__What the exercise asks__: Keep only the lines of the data below that contain "React", and copy them.

__Excerpted data__:
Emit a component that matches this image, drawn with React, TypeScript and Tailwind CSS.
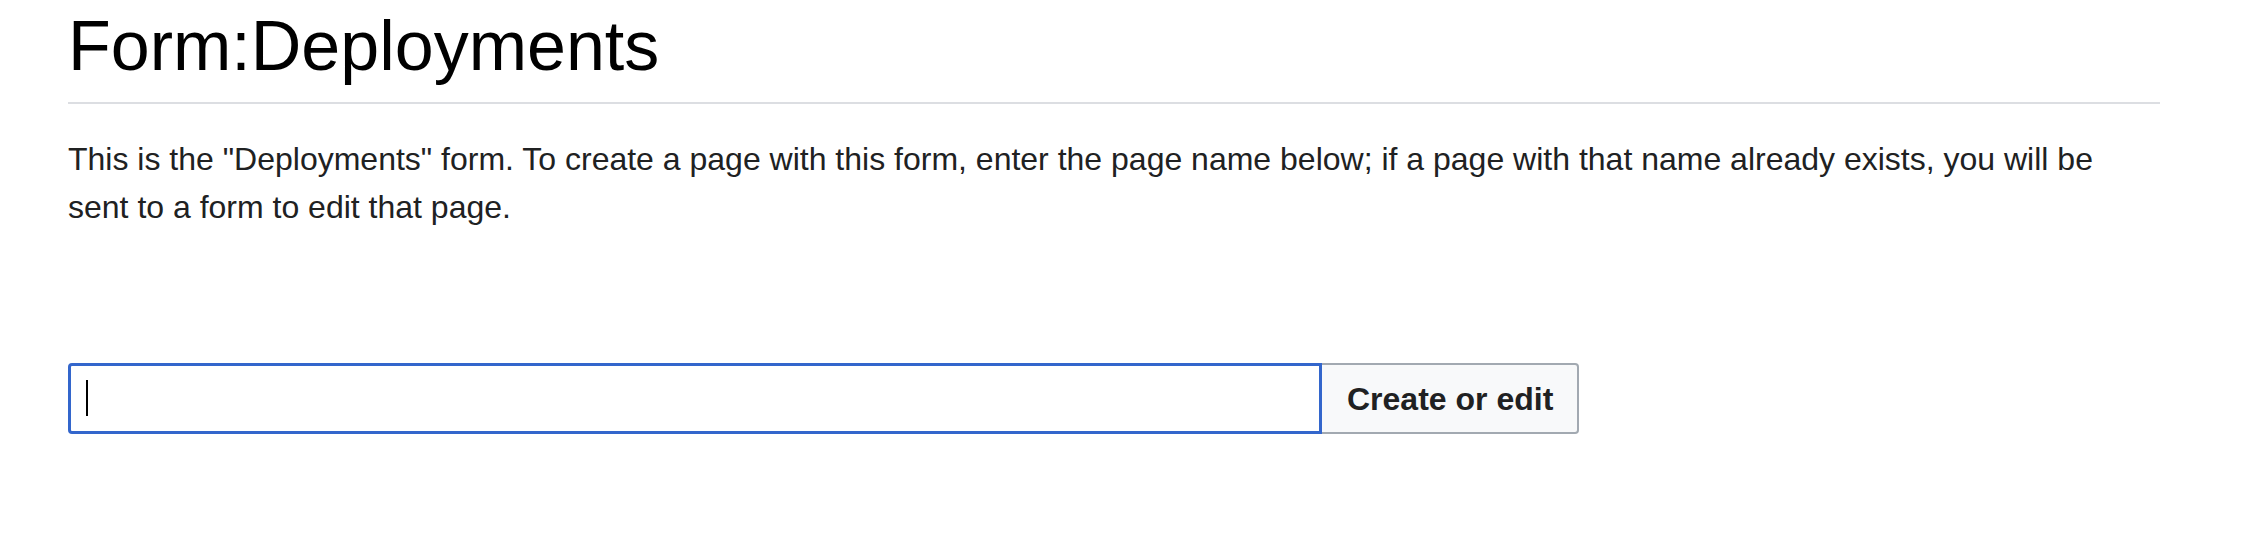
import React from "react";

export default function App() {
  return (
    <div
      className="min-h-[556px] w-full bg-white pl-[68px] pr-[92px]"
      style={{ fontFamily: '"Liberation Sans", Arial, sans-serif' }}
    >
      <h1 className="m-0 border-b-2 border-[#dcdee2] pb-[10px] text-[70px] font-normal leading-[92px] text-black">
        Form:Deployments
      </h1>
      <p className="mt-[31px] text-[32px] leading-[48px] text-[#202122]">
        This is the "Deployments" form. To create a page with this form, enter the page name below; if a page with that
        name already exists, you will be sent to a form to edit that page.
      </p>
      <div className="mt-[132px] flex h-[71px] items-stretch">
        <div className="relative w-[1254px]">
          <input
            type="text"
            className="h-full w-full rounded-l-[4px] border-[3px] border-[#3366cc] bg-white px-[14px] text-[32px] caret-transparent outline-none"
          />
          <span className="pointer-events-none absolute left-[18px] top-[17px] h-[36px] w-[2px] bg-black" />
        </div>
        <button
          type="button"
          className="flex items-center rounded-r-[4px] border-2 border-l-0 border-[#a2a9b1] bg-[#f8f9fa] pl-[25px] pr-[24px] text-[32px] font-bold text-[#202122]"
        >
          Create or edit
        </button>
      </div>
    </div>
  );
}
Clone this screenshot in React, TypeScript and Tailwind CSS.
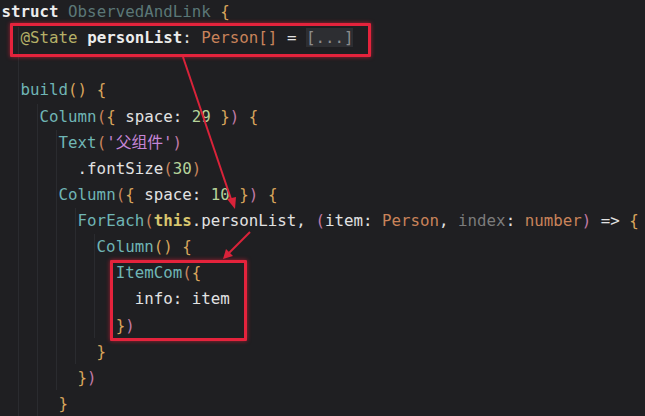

__Expected output__:
Emit a component that matches this image, drawn with React, TypeScript and Tailwind CSS.
import React from "react";
Clone this screenshot in React, TypeScript and Tailwind CSS.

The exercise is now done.